Rendimento pertence à mesma família etimológica de rendição (entrega de algo a alguém), editor (aquele que entrega ao público), etc. A palavra é usada com rigor nas ciências exactas para descrever certos fenómenos mensuráveis – rendimento duma reacção química, rendimento mecânico, rendimento lumínico – e esse sentido foi transmitido à economia política. Tal como o rendimento de uma reacção química exprime o resultado final devolvido pelos reagentes, assim o rendimento do acto produtivo designa o valor final líquido gerado pelo trabalho. No sistema capitalista este valor é imediatamente apropriado pelo Capital, apenas sendo entregue ao Trabalho uma fracção do rendimento obtido.

A palavra renda é usada em economia política quando está em causa um processo não produtivo, não havendo portanto produção de valor acrescentado, e no entanto alguém extrai um benefício pago por outrem – é o caso típico do aluguer ou dos juros. Assim, por exemplo, quando um proprietário aluga um terreno de cultivo, em nada contribui para o rendimento agrícola desse terreno: limita-se a exibir um título de propriedade, com base no qual exige legalmente que lhe seja entregue um benefício em dinheiro ou em géneros – a renda. É claro que para pagar esse benefício alguém tem de produzir valor e entregar uma parte desse valor ao proprietário – mesmo que o terreno não esteja a ser cultivado ou se tenha tornado estéril. O mesmo acontece com o aluguer de uma viatura, de uma casa, etc. – a condição essencial para obter o benefício da renda consiste simplesmente num título de propriedade, não envolve investimento produtivo nem organização da produção. Alguns autores tipificam a renda como um sistema medieval que não foi eliminado pelo desenvolvimento do capitalismo, coexistindo com ele e até tornando-se por vezes hegemónico, como sucede nas fases capitalistas altamente financeirizadas.

A similitude dos dois termos (renda e rendimento) presta-se a confusões, reforçadas pela ideologia dominante, que procura confundir os dois processos: o da produção de valor pelos produtores (ou seja, os trabalhadores) e o da retenção duma parte desse valor por alguém alheio ao acto de produção. Esta confusão é finalmente consagrada pela contabilidade, que designa indiferentemente por rendimento todo e qualquer processo donde se possa extrair um benefício mensurável.

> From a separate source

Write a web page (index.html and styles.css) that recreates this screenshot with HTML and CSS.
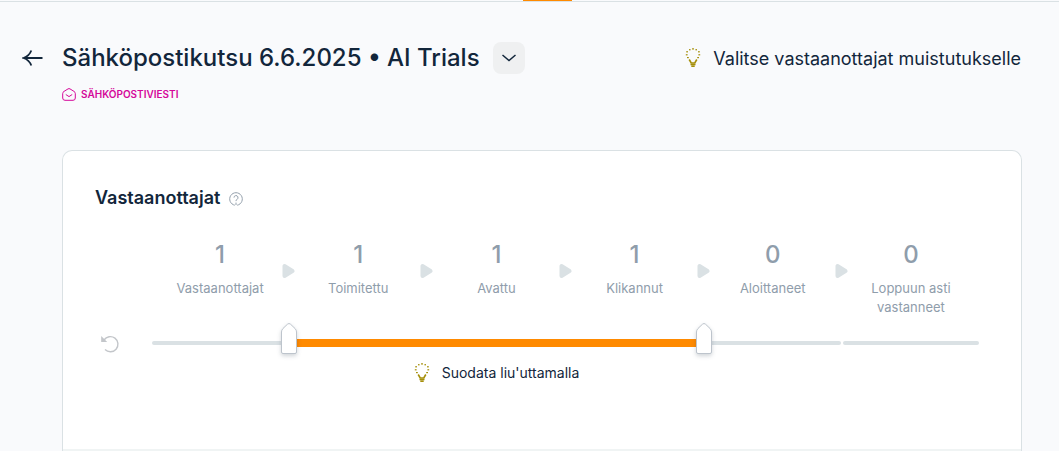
FILE: index.html
```html
<!DOCTYPE html>
<html lang="fi">
<head>
<meta charset="utf-8">
<title>Sähköpostikutsu</title>
<link rel="stylesheet" href="styles.css">
</head>
<body>
<svg class="defs" aria-hidden="true">
  <symbol id="bulb" viewBox="0 0 16 20">
    <g fill="none" stroke="currentColor" stroke-width="1.6">
      <path d="M4.200 11.500 6.200 15h3.600l2-3.500"/>
      <path d="M5.500 16.500h5M6.300 18.300h3.400"/>
    </g>
    <g fill="currentColor">
      <rect x="7.300" y="0" width="1.400" height="1.700"/>
      <rect x="4.100" y="1" width="1.400" height="1.400"/>
      <rect x="10.500" y="1" width="1.400" height="1.400"/>
      <rect x="1.200" y="3.200" width="1.800" height="1.200"/>
      <rect x="13" y="3.200" width="1.800" height="1.200"/>
      <rect x="0.800" y="6.200" width="1.800" height="1.200"/>
      <rect x="13.400" y="6.200" width="1.800" height="1.200"/>
      <rect x="2" y="9" width="1.800" height="1.200"/>
      <rect x="12.200" y="9" width="1.800" height="1.200"/>
    </g>
  </symbol>
  <symbol id="play" viewBox="0 0 13 16">
    <path d="M2.500 3v10L10.500 8z" fill="#dae1e4" stroke="#dae1e4" stroke-width="4" stroke-linejoin="round"/>
  </symbol>
</svg>
<nav class="tabs"><span class="tab-active"></span></nav>
<main class="page">
  <header class="header">
    <a class="back" href="#" aria-label="Takaisin">
      <svg width="22" height="18" viewBox="0 0 22 18" fill="none" stroke="currentColor" stroke-width="1.8"><path d="M20.500 9H2M9.300 1.500C8 5 5 7.800 1.500 9c3.500 1.200 6.500 4 7.800 7.500"/></svg>
    </a>
    <div class="heading">
      <div class="title-row">
        <h1>Sähköpostikutsu 6.6.2025 • AI Trials</h1>
        <button class="more" aria-label="Lisää">
          <svg width="16" height="10" viewBox="0 0 16 10" fill="none" stroke="currentColor" stroke-width="1.5"><path d="M1.500 2 8 7.500 14.500 2"/></svg>
        </button>
      </div>
      <div class="kind">
        <svg width="14" height="13" viewBox="0 0 14 13" fill="none" stroke="currentColor"><path d="M2 3.400 6 .900q1-.6 2 0l4 2.500q1.300.8 1.300 2.100V10q0 2.300-2.300 2.300H3Q.7 12.300.7 10V5.500Q.7 4.200 2 3.400z"/><path d="M3.800 6.500 7 8.600l3.200-2.100"/></svg>
        <span>SÄHKÖPOSTIVIESTI</span>
      </div>
    </div>
    <div class="tip">
      <svg class="bulb" width="16" height="20"><use href="#bulb"/></svg>
      <span>Valitse vastaanottajat muistutukselle</span>
    </div>
  </header>
  <section class="card">
    <div class="filter">
      <div class="card-title">
        <h2>Vastaanottajat</h2>
        <button class="help" aria-label="Ohje">
          <svg width="14" height="14" viewBox="0 0 14 14" fill="none" stroke="currentColor"><path d="M5.800 13.200A6.300 6.300 0 1 1 8.200 13.200"/><path d="M5 5.600a2 2 0 1 1 3 1.700Q7 7.900 7 9.100M7 10.600v2.400"/></svg>
        </button>
      </div>
      <div class="funnel">
        <button class="reset" aria-label="Palauta">
          <svg width="20" height="18" viewBox="0 0 20 18" fill="none" stroke="currentColor" stroke-width="1.400"><path d="M4 5A7.600 7.600 0 1 1 5 14.600"/><path d="M1.200 1v6h6z" fill="currentColor" stroke="none"/></svg>
        </button>
        <div class="funnel-main">
          <ol class="steps">
            <li><strong>1</strong><span>Vastaanottajat</span><svg class="play" width="13" height="16"><use href="#play"/></svg></li>
            <li><strong>1</strong><span>Toimitettu</span><svg class="play" width="13" height="16"><use href="#play"/></svg></li>
            <li><strong>1</strong><span>Avattu</span><svg class="play" width="13" height="16"><use href="#play"/></svg></li>
            <li><strong>1</strong><span>Klikannut</span><svg class="play" width="13" height="16"><use href="#play"/></svg></li>
            <li><strong>0</strong><span>Aloittaneet</span><svg class="play" width="13" height="16"><use href="#play"/></svg></li>
            <li><strong>0</strong><span>Loppuun asti vastanneet</span></li>
          </ol>
          <div class="slider">
            <i class="seg"></i><i class="seg on"></i><i class="seg on"></i><i class="seg on"></i><i class="seg"></i><i class="seg"></i>
            <input class="range" type="range" min="0" max="6" value="1" aria-label="Suodatuksen alku">
            <input class="range" type="range" min="0" max="6" value="4" aria-label="Suodatuksen loppu">
          </div>
          <div class="hint-row">
            <p class="hint"><svg class="bulb" width="16" height="20"><use href="#bulb"/></svg><span>Suodata liu'uttamalla</span></p>
          </div>
        </div>
      </div>
    </div>
  </section>
</main>
</body>
</html>
```
FILE: styles.css
```css
* { box-sizing: border-box; }
body {
  margin: 0;
  background: #f9fafc;
  color: #12263b;
  font-family: Inter, "Liberation Sans", sans-serif;
}
h1, h2, p, ol { margin: 0; padding: 0; }
svg { display: block; flex: none; }
button { border: 0; padding: 0; background: none; color: inherit; font: inherit; cursor: pointer; }
.defs { position: absolute; width: 0; height: 0; }
.tabs {
  display: flex;
  justify-content: center;
  height: 2px;
  padding-left: 36px;
  border-bottom: 1px solid #dae1e4;
}
.tab-active { width: 49px; background: #ff8a00; }
.page { padding: 40px 37px 0 22px; }
.header { display: flex; align-items: flex-start; }
.back { display: flex; align-items: center; width: 40px; height: 32px; color: inherit; }
.heading { flex: 1; }
.title-row { display: flex; align-items: center; gap: 13px; height: 32px; }
h1 { font-size: 24px; line-height: 32px; font-weight: 500; white-space: nowrap; }
.more {
  display: flex;
  align-items: center;
  justify-content: center;
  width: 32px;
  height: 32px;
  border-radius: 8px;
  background: #eff0f1;
}
.kind {
  display: flex;
  align-items: center;
  gap: 5px;
  margin-top: 12px;
  color: #d5089a;
  font-size: 10px;
  line-height: 16px;
  font-weight: 600;
}
.tip { display: flex; align-items: center; gap: 12px; height: 32px; padding-right: 1px; font-size: 18px; white-space: nowrap; }
.bulb { color: #a58f0a; }
.card {
  margin: 48px 0 0 40px;
  border: 1px solid #dae1e4;
  border-bottom: 0;
  border-radius: 10px 10px 0 0;
  background: #fff;
}
.filter { padding: 35px 41px 66px 32px; border-bottom: 2px solid #f0f4f4; }
.card-title { display: flex; align-items: center; gap: 9px; }
h2 { font-size: 18px; line-height: 24px; font-weight: 600; }
.help { color: #94a0ac; padding-top: 2px; }
.funnel { display: flex; align-items: flex-start; margin-top: 29px; }
.reset { width: 56px; padding: 96px 0 0 5px; color: #c3c6ca; }
.funnel-main { flex: 1; }
.steps { display: grid; grid-template-columns: repeat(6, 1fr); list-style: none; }
.steps li {
  position: relative;
  display: flex;
  flex-direction: column;
  align-items: center;
  gap: 8px;
  padding: 0 24px;
  color: #8f9dab;
  text-align: center;
}
.steps strong { font-size: 24px; line-height: 32px; font-weight: 500; }
.steps span { font-size: 13px; line-height: 19px; }
.play { position: absolute; right: -6px; top: 24px; }
.slider {
  position: relative;
  display: grid;
  grid-template-columns: repeat(6, 1fr);
  align-items: center;
  height: 32px;
  margin-top: 10px;
}
.seg { height: 4px; margin: 0 1px; border-radius: 2px; background: #dae1e4; }
.seg.on { height: 8px; margin: 0; border-radius: 0; background: #ff8a00; }
.range {
  position: absolute;
  left: -8px;
  top: -5px;
  width: calc(100% + 16px);
  height: 38px;
  margin: 0;
  appearance: none;
  background: none;
  pointer-events: none;
}
.range::-webkit-slider-thumb {
  appearance: none;
  width: 16px;
  height: 38px;
  pointer-events: auto;
  background: url("data:image/svg+xml,%3Csvg xmlns='http://www.w3.org/2000/svg' width='16' height='38'%3E%3Cpath d='M.5 10Q.5 8 2 6.500L6.500 2.200Q8 .8 9.500 2.200L14 6.500Q15.500 8 15.500 10V30Q15.500 31.500 14 31.500H2Q.5 31.500.5 30z' fill='white' stroke='%23bdc4cc'/%3E%3C/svg%3E") no-repeat;
  filter: drop-shadow(0 2px 2px rgba(18, 38, 59, 0.2));
}
.hint-row { display: flex; justify-content: center; padding-right: 138px; margin-top: 4px; }
.hint { display: flex; align-items: center; gap: 12px; font-size: 14px; line-height: 20px; }
```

Em suma: quando falamos de rendimento estamos a referir-nos aos benefícios mensuráveis envolvendo produção real; quando falarmos de renda estamos a referir-nos a benefícios mensuráveis obtidos pela simples titularidade patrimonial, sem recurso directo à produção (no caso do aluguer de dinheiro também se usa o termo juros, que são um caso particular de renda); no limite pode estar em causa a titularidade da força de trabalho, como acontece no caso do subaluguer de assalariados.

Para que fique claro: a distinção aqui proposta não envolve qualquer crítica ao uso indiferenciado do termo renda no português brasileiro – até porque, em última análise, haja ou não produção envolvida no processo, o que está em causa é sempre um título de propriedade: quando um patrão industrial captura o valor produzido pelos trabalhadores, fá-lo pura e simplesmente ao abrigo das leis que protegem a titularidade patrimonial da fábrica.